我的书是怎样来到我书柜聚首的?有学校发的,也有人送的,自己花钱买的居多。那年月,有些书须彻夜排队才能购得,我吃不了那苦,巧的是老婆能买到书。老婆不喜读书,偏有个在书店的朋友。老婆看重的是柴米油盐,却一本一本给我买书。这本《聊斋》就是老婆“开后门”给我买的。
《说文》也是老婆买的,不便宜,7.4元。老婆买下它,是在与一套漂亮的裙装之间取舍的结果。《说文》,上海古籍出版社,1984年版,精装本,布封漆面,有着沉稳的绛色,镌着古雅的金字,显示出辞书严谨、正气、权威的风格。我现在拿起这本书,有时,觉得是一面镜子,照见老婆身着旧衣敝裳的背影,从我模糊的泪眼中远去。老婆“走”时也没有两件穿得出去的衣衫。
妹妹也知道我爱书,电话问我,她有几本世界文学名著,问我要不要?我当即买车票去看望妹妹,不惮几百公里行程之遥。书到手了,一本《茶花女》,一本《德伯家的苔丝》,一本《安娜·卡列尼娜》,一本《约翰·克里斯多夫》。都是旧书,面目沧然,边角有卷折,脊背有裂纹,但未读过,永远是新书。我的欢喜自不待言,真如古人说的,“不啻穷儿暴富也”。我用儿子的书包装了一大包,鼓鼓实实地背回家。这四位重量级人物,将为我简陋而微不足道的书柜生辉、增色。
还有这样一些书,买时喜欢,回家却没有读,或匆匆翻几页就放下了,心想以后总要读的,但一搁就是一二十年。
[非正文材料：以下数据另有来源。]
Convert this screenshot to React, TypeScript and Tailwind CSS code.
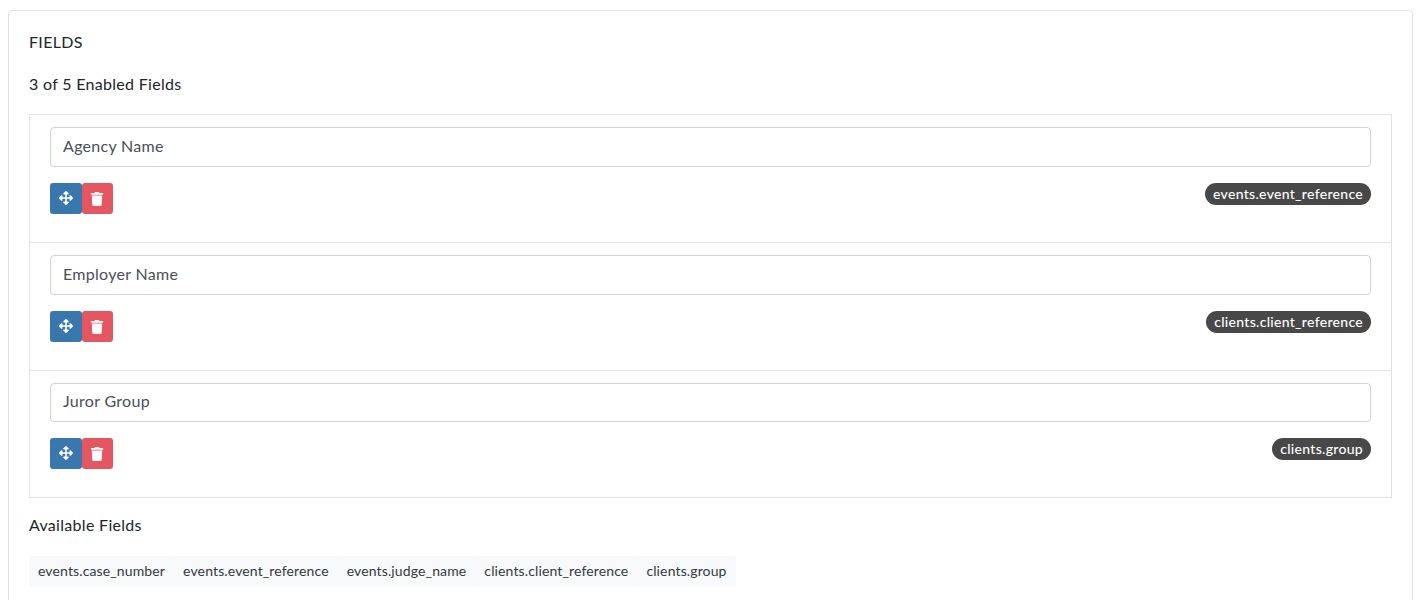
import { FaArrowsAlt, FaTrash } from 'react-icons/fa'

const enabled = [
  { label: 'Agency Name', field: 'events.event_reference', h: 'h-[127px]', input: 'h-[40px]' },
  { label: 'Employer Name', field: 'clients.client_reference', h: 'h-[128px]', input: 'h-[40px]' },
  { label: 'Juror Group', field: 'clients.group', h: 'h-[127px]', input: 'h-[39px]' },
]

const available = [
  'events.case_number',
  'events.event_reference',
  'events.judge_name',
  'clients.client_reference',
  'clients.group',
]

export default function App() {
  return (
    <div className="h-[600px] overflow-hidden bg-white pt-[10px] pl-[8px] pr-[5px] font-['Lato',sans-serif] text-[16px] tracking-[0.3px] text-[#212529]">
      <div className="h-[640px] border border-[#dfe1e4] rounded-[4px] px-[20px] pt-[20px]">
        <div className="h-[22px] leading-[22px]">FIELDS</div>
        <div className="mt-[20px] h-[22px] leading-[22px]">3 of 5 Enabled Fields</div>

        <div className="mt-[19px] border border-[#dfe1e4]">
          {enabled.map((row, i) => (
            <div key={row.field} className={`${row.h} px-[20px] pt-[12px] ${i > 0 ? 'border-t border-[#dfe1e4]' : ''}`}>
              <div className={`${row.input} flex items-center pb-[3px] px-[12px] border border-[#ced4da] rounded-[4px] text-[#495057]`}>
                {row.label}
              </div>
              <div className="mt-[16px] flex items-start justify-between">
                <div className="flex">
                  <button className="w-[32px] h-[31px] pb-[1px] flex items-center justify-center bg-[#3a77ad] text-white rounded-[3px]">
                    <FaArrowsAlt size={14} />
                  </button>
                  <button className="w-[31px] h-[31px] pr-[1px] flex items-center justify-center bg-[#e55760] text-white rounded-[3px]">
                    <FaTrash size={14} />
                  </button>
                </div>
                <span className="h-[22px] leading-[22px] px-[8px] rounded-full bg-[#484848] text-white text-[14px] tracking-[0.3px] font-medium">
                  {row.field}
                </span>
              </div>
            </div>
          ))}
        </div>

        <div className="mt-[16px] h-[22px] leading-[22px]">Available Fields</div>
        <div className="mt-[20px] flex">
          {available.map((f) => (
            <span key={f} className="h-[31px] leading-[29px] px-[9px] bg-[#f8f9fa] rounded-[3px] text-[14px] tracking-[0.13px] text-[#343a40]">
              {f}
            </span>
          ))}
        </div>
      </div>
    </div>
  )
}
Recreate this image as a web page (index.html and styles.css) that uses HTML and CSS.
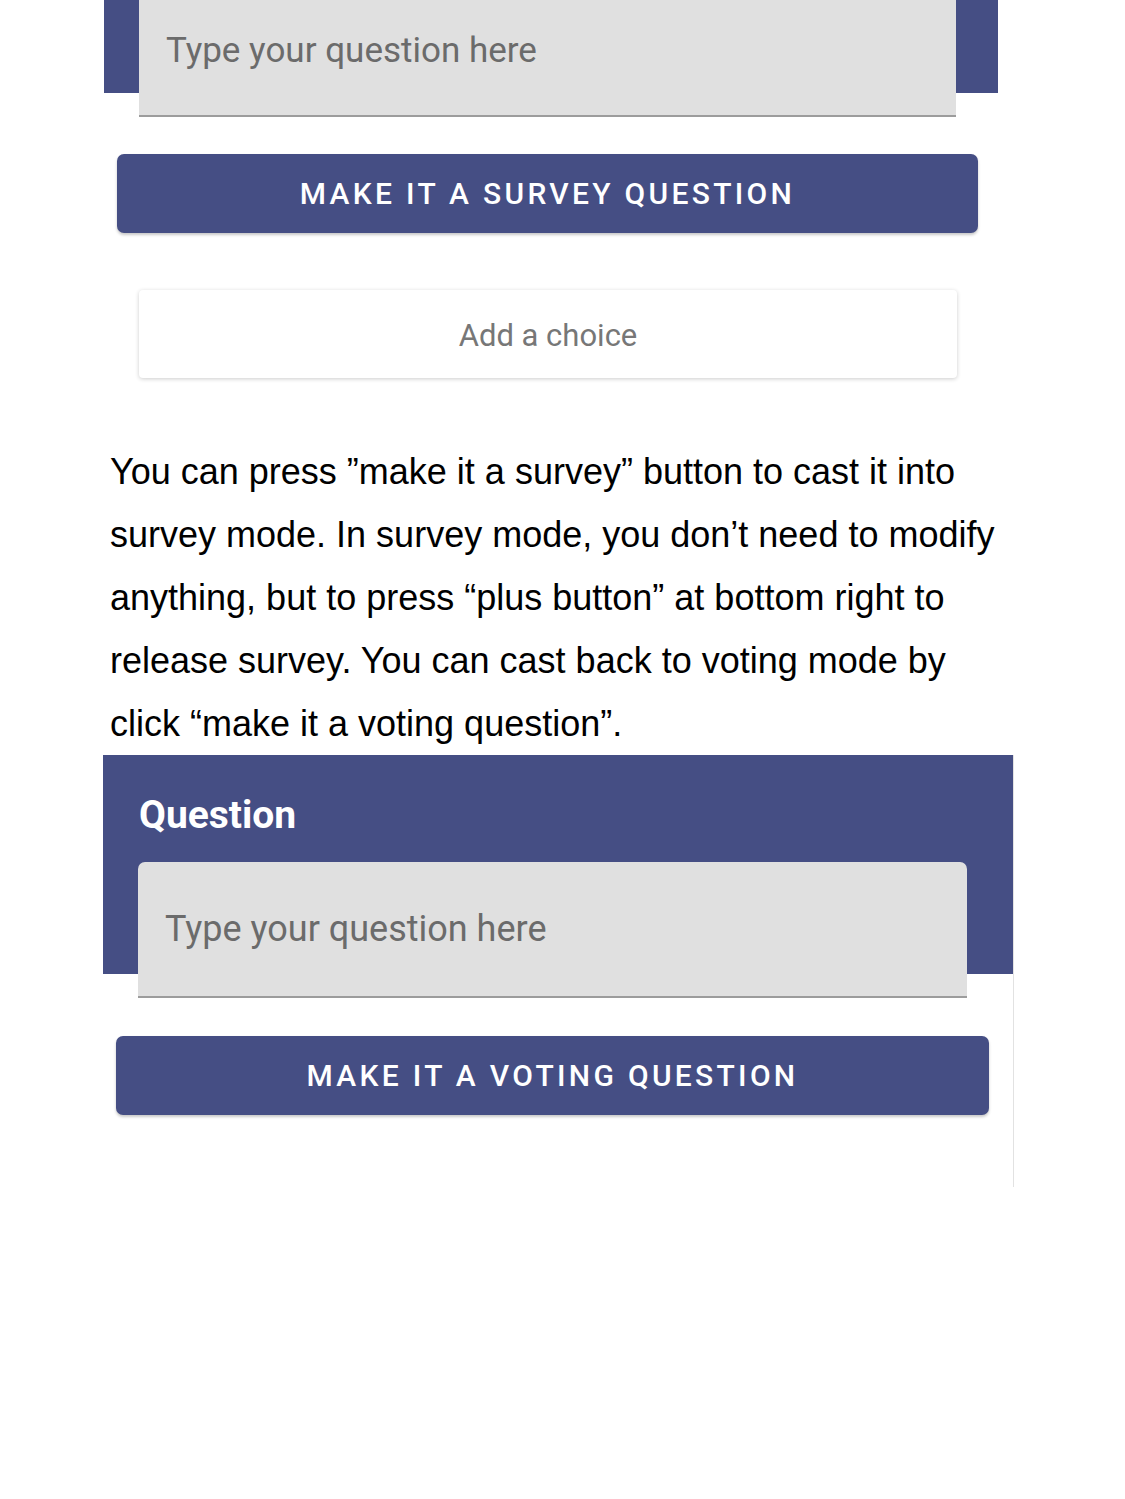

前几天捡视书柜,不知道是我发现了它们,还是它们发现了我,书从沉睡中醒来,伸个懒腰,睁开眼,似在责备我,要我抱起它们。我庆幸当年买了它们,电子书时代,再到哪里去寻觅这样的书?
好书一定值得反复读。一本薄薄的《浮生六记》,初读,不甚以为意,有些文句也读不大懂;再读,读通了,觉出些味道;如今又读,深感其“凄艳秀美,怡神荡魄”!芸娘现身纸上,风韵犹存。这位前清的才女,有众多红楼女儿的心性和才情,书中“茶热香温,花开月上”的情景,与大观园又何其相似,难怪有人称之为“小《红楼梦》”。其文句之清纯、简静,意蕴之隽永、深沉,尚在其次。先前的书,绝不是一次性朋友,愈读愈爱,愈觉得好,愈感其“包浆”深厚。
电子书时代,我面对书柜里列队齐整的书,心生爱意;书亦沉静地看我,相视两不厌。